Encore Michigan

JET kicks off next 30 years with ‘The Odd Couple’

Review June 16, 2019 David Kiley

WALLED LAKE, Mich.–Neil Simon’s The Odd Couple is so well written that theaters keep doing it even after fifty years. The story is all so familiar, but audiences keep going back. That’s the way it is with good writing.

The Jewish Ensemble Theatre has opened its 30th season in its new space with the comedy classic. And a unique combination of actors playing Oscar and Felix make the trip back to that eight room New York City apartment a most enjoyable evening.

Greg Trzaskoma inhabits the character of Felix, the fussy, newly separated news writer who goes to live with his sloppy sportswriter-bestie Oscar Madison. At first glance, you might think Trzaskoma is better suited to play sloppy Oscar. But the versatile actor slips right into the anxious, shy-with-women, heartsick neatnik. The actor seems to find his inner Felix in his neat close-cropped hair, which Oscar, played by Fred Buchalter, refers to as “clenched.”

As it was opening night, save for a preview earlier in the week for VIP donors, the two actors seemed at first to not be all that comfortable. I wondered if they might have been reverse cast. But by Act Two and Three, they seem to have settled in to a kind of divorcee man-wedded familiarity.

The poker players, important in the story as judges, enablers and foils for the two leads, manage to hold together pretty well as a unit despite a few hurdles to clear–namely the varying ages of the actors. David Gram plays an excellent Roy, the sensible accountant; Alex Macksoud is the nebbish Vinnie; AJ Howell as Speed, who was drafted in from his role as a JET apprentice when an actor was injured, holds his own pretty well as the hard-bitten, cigar-chomping Speed despite his youth; Todd St. George is the avuncular Murray The Cop. As the play is set firmly in the early 60s ($200 a month rent for an eight-room apartment in midtown Manhattan) and these men are supposed to scan for middle aged, I’d make a case for Howell and Macksound getting rid of their very modern looking young beards. It throws off the visuals. And one of them is supposed to be 42 years old in the script. I, for one would be for tinkering the script a little to account for a range of actors’ ages, but the Simon estate is unfortunately a stickler for these things

The Pigeon Sisters from upstairs in the same apartment building as the boys are played by Wendy Katz Hiller as Gwen and Meredith Deighton, and as is the case with many productions they steal the scenes they are in with their well done cockney accents and moist sexual overtones.

Stephanie Baugher designed a very crisp, believable bachelor-pad set and Director Mary Bremer Beer has led a very solid production with only a few small details off-kilter that probably only Odd Couple freaks would pick up. Oscar very clearly throws a plate of linguini down into an off-stage bin instead of up against a wall. It’s a key scene, with dialogue around it, but it isn’t sold by Oscar. And the poker players mysteriously refer to a “goil” that Felix might have. They haven’t been talking like they are from the Lower east Side, but suddenly it’s “goil” instead of “girl.” It’s a speedbump.

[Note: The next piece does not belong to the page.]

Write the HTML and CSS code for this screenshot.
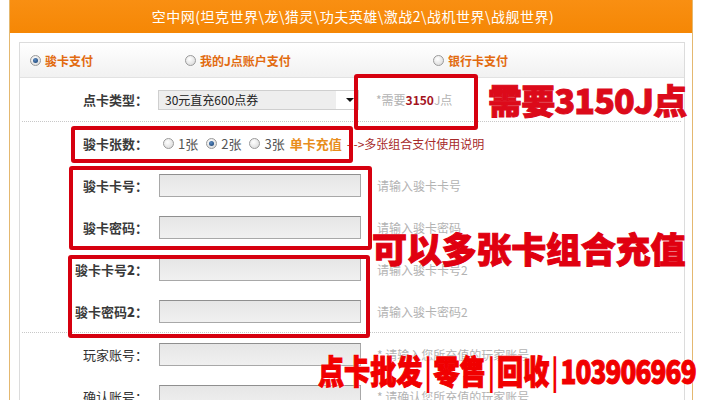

Lucky for the troupe that the writing is so good that they will easily buff off the splinters after opening night. After all, a few days before they opened the space was still being drilled, plastered and sanded. It’s a fresh start for the JET, one of the best theater companies in the state for the last three decades.

Neil Simon has lent his considerable talents to launch the new era, and the JET is flying high again.